### Task brief
From the listing below, pull each line that includes "this".

### Given data

%%

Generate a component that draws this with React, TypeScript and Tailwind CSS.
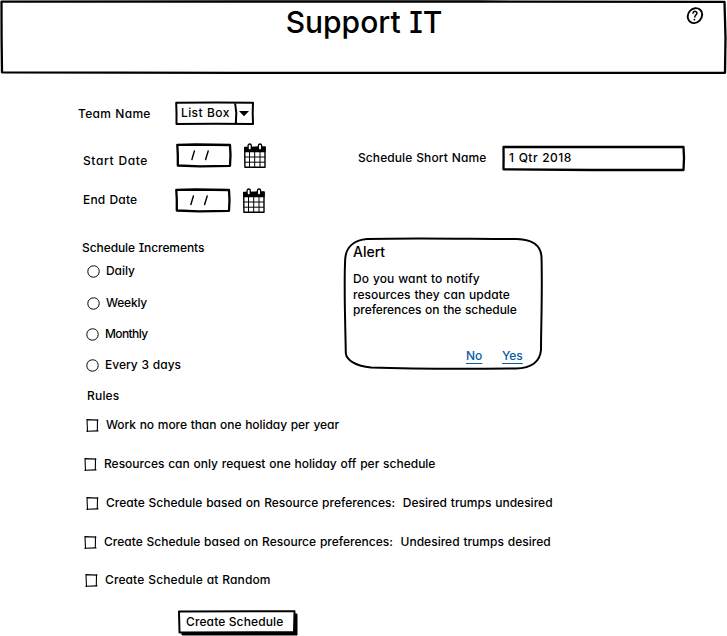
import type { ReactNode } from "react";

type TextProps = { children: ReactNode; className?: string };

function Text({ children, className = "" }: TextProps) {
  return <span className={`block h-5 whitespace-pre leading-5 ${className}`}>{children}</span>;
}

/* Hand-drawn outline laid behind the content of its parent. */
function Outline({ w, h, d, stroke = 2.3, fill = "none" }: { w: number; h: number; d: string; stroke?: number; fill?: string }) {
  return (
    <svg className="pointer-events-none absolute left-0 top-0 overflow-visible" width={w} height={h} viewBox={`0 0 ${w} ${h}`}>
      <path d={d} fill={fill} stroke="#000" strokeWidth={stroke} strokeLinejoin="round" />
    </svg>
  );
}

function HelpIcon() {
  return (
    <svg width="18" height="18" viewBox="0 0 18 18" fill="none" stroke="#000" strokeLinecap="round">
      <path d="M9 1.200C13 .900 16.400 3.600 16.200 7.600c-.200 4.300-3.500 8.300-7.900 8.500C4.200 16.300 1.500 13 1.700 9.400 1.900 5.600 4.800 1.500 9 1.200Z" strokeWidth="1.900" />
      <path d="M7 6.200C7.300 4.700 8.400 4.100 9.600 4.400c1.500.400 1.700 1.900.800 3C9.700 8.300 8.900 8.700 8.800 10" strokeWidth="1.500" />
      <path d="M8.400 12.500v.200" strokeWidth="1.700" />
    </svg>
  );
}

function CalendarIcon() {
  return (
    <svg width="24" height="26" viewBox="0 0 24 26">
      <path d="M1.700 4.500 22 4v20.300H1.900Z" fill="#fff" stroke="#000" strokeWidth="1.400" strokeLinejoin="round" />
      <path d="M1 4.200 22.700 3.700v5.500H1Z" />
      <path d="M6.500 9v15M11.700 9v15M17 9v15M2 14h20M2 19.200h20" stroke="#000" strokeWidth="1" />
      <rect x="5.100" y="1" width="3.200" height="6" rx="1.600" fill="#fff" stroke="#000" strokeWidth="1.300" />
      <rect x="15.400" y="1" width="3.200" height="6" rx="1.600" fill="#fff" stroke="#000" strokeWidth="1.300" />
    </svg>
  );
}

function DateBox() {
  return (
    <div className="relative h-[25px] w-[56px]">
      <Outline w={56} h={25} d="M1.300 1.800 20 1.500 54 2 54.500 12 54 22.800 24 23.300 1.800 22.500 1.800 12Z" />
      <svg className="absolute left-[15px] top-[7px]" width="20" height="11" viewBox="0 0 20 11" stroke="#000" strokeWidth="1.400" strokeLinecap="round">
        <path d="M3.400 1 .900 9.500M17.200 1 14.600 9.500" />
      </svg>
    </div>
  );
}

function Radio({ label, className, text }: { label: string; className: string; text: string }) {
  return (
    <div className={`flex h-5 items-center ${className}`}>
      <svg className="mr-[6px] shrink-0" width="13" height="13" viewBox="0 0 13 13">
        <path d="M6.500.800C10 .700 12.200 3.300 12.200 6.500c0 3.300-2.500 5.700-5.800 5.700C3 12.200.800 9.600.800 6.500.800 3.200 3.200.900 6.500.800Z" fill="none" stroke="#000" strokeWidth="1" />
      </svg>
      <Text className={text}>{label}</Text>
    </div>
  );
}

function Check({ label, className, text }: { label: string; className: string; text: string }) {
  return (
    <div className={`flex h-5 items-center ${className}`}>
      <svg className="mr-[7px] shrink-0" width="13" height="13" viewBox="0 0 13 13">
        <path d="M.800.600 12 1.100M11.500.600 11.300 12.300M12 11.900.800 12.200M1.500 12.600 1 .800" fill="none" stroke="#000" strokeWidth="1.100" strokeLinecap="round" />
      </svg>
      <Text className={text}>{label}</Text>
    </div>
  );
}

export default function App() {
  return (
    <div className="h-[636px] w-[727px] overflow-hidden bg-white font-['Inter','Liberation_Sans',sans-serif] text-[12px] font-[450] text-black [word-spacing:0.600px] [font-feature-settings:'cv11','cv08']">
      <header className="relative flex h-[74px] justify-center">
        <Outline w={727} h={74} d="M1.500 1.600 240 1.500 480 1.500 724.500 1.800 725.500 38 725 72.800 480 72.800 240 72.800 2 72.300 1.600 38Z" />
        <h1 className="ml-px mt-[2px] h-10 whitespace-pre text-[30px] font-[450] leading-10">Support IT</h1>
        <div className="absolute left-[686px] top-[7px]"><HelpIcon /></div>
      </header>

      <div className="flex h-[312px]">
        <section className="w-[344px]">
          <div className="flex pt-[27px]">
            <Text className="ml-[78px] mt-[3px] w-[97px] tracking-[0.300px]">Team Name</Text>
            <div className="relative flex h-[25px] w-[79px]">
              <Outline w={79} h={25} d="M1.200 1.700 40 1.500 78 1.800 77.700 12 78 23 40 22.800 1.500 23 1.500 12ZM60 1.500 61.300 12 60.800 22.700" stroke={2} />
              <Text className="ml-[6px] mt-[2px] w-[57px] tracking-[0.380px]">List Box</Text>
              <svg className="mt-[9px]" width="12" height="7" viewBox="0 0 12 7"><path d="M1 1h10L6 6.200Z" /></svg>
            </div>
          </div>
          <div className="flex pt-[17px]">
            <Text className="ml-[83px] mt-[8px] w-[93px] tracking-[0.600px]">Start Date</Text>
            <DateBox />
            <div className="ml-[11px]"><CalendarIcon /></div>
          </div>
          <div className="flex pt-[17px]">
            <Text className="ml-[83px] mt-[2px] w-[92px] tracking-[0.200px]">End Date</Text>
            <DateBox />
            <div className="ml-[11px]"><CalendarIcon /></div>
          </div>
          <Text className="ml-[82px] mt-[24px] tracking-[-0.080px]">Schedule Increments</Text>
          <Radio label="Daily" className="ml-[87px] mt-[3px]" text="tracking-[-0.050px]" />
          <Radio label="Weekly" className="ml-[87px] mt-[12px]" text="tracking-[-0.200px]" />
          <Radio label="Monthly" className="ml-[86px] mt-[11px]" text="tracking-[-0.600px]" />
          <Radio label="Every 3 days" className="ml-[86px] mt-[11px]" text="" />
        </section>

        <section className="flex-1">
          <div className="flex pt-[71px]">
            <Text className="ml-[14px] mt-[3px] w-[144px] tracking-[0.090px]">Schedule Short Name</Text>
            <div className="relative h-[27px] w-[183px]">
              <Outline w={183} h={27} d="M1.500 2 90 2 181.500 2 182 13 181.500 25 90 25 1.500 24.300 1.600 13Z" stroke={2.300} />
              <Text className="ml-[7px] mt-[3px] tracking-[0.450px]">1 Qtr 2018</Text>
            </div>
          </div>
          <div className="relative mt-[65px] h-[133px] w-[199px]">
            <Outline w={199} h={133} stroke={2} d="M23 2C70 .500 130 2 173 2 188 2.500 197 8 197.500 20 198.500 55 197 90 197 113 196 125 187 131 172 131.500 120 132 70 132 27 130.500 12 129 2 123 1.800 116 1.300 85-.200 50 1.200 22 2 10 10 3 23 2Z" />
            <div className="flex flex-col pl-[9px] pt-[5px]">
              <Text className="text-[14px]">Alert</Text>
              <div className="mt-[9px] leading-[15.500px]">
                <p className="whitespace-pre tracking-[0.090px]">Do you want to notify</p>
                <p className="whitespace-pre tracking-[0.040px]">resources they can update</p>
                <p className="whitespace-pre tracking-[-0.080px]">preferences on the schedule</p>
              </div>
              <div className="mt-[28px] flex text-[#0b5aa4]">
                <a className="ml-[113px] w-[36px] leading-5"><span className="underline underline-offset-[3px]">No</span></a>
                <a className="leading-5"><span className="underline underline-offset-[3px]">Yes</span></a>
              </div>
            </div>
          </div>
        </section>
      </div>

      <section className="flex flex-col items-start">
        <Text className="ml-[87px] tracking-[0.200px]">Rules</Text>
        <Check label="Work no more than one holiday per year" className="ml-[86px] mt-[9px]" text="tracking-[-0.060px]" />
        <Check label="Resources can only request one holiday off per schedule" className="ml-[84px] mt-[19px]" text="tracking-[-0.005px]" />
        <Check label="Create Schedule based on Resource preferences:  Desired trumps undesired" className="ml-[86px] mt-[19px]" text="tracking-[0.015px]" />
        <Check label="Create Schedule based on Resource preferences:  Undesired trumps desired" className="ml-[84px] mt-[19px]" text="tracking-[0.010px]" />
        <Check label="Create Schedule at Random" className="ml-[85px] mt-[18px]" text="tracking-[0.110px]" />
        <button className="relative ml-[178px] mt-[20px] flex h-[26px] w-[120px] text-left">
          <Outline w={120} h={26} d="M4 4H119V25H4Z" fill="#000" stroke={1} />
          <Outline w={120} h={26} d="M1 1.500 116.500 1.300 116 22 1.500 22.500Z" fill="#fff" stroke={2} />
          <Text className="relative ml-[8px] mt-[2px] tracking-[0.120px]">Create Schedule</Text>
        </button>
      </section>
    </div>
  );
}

%%
%%

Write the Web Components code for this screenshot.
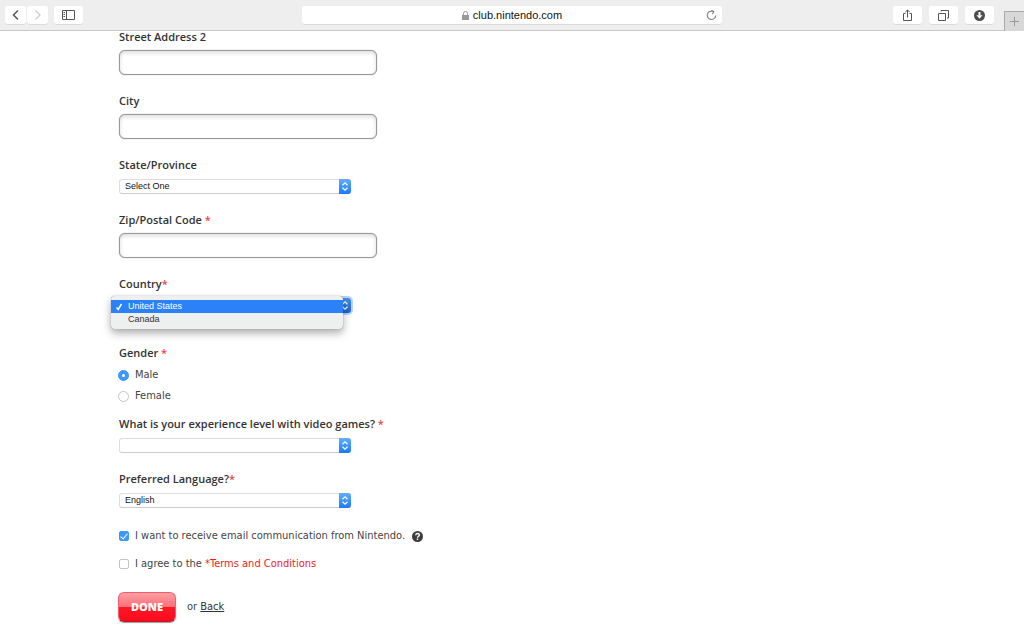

%%

### Right answer
Generate a component that draws this with React, TypeScript and Tailwind CSS.
Write the Web Components code for this screenshot.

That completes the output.